Two subagents in sequence:

1. Subagent A writes the detailed spec for a feature. Output is a markdown document.
2. Subagent B reads the spec and implements it, producing a diff or a commit.

The value of this pattern is that the spec pass tends to catch requirement gaps that implementation would otherwise paper over. Running the two stages in separate contexts keeps each focused.

Pattern 4: Review loop

Three subagents in sequence around an implementation:

1. Implementer subagent writes the code.
2. Spec reviewer subagent checks whether the code matches the spec.
3. Code-quality reviewer subagent checks naming, tests, edge cases, and performance.

The parent collects the two reviews and decides whether to merge, redispatch the implementer with feedback, or escalate to the user. This pattern is slower but produces higher quality output and catches issues that would otherwise ship.

Subagent-driven development

The pattern of pushing hard work into subagents and using the parent only as an orchestrator has a name: subagent-driven development. It differs from inline execution in two ways:

1. The parent never gets polluted by the file reads and tool calls of the hard task, so its own reasoning stays sharp across many tasks.
2. Each subagent focuses on one task with a clean context, so quality goes up per-task.

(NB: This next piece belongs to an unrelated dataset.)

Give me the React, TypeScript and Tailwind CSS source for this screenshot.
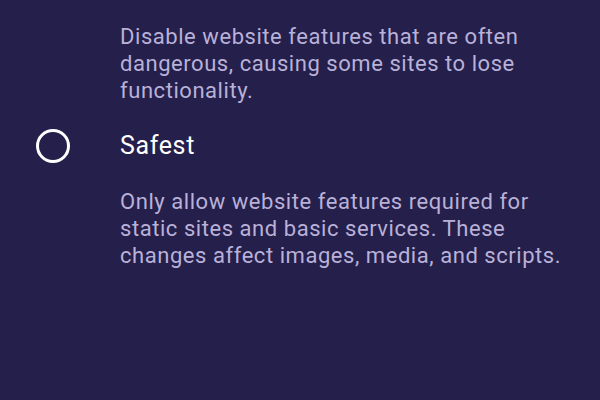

The tradeoff is cost: every subagent dispatch re-sends the CLAUDE.md and the prompt. For a 2,000-token CLAUDE.md and a 500-token prompt, that is 2,500 tokens per dispatch, or roughly 1 cent per subagent on Sonnet 4. A task that dispatches 20 subagents costs 20 cents in CLAUDE.md overhead alone.

For tasks where quality matters more than cost, the overhead is worth it. For quick one-off tweaks, inline execution is fine.

Context window preservation

A concrete example of the preservation benefit: parent needs to make three small changes across three unrelated files. Naive approach reads all three files into the parent's context plus runs the edits, adding 12,000 tokens of file content to the session forever. Subagent approach dispatches three subagents, one per change; each reads its one file and returns a one-sentence summary. The parent's context grows by 3 sentences, about 150 tokens, and 99% of the file content stays out.

Over a long session this adds up. A parent that stays at 30k tokens of context can sustain hard thinking across the whole session; a parent that has ballooned to 150k tokens loses nuance by the tenth task.

Practical example: 3-subagent feature flow

Suppose you are building a feature: add OAuth login with Google.

1. Parent dispatches subagent A: "Read docs/auth-spec.md and the existing src/auth/ directory. Write a detailed implementation plan as markdown, listing every file to create or modify and the signature of each new function." Return the plan.
2. Parent reviews the plan, iterates once, then dispatches subagent B: "Here is the approved plan: . Implement it. Touch only files listed in the plan. Run pnpm test after every file change. Return a commit-ready diff."
3. Parent dispatches subagent C: "Review this diff against the spec: . Check correctness, edge cases, test coverage, and naming. Return a list of blocking issues, suggested fixes, and optional polish."
4. Parent reads the review, optionally redispatches B with the blocking feedback, then commits.

Total cost on Sonnet 4: roughly $0.80 to $2.00 for a medium feature, compared to $0.40 to $1.00 for the same feature done inline. Quality is usually visibly higher.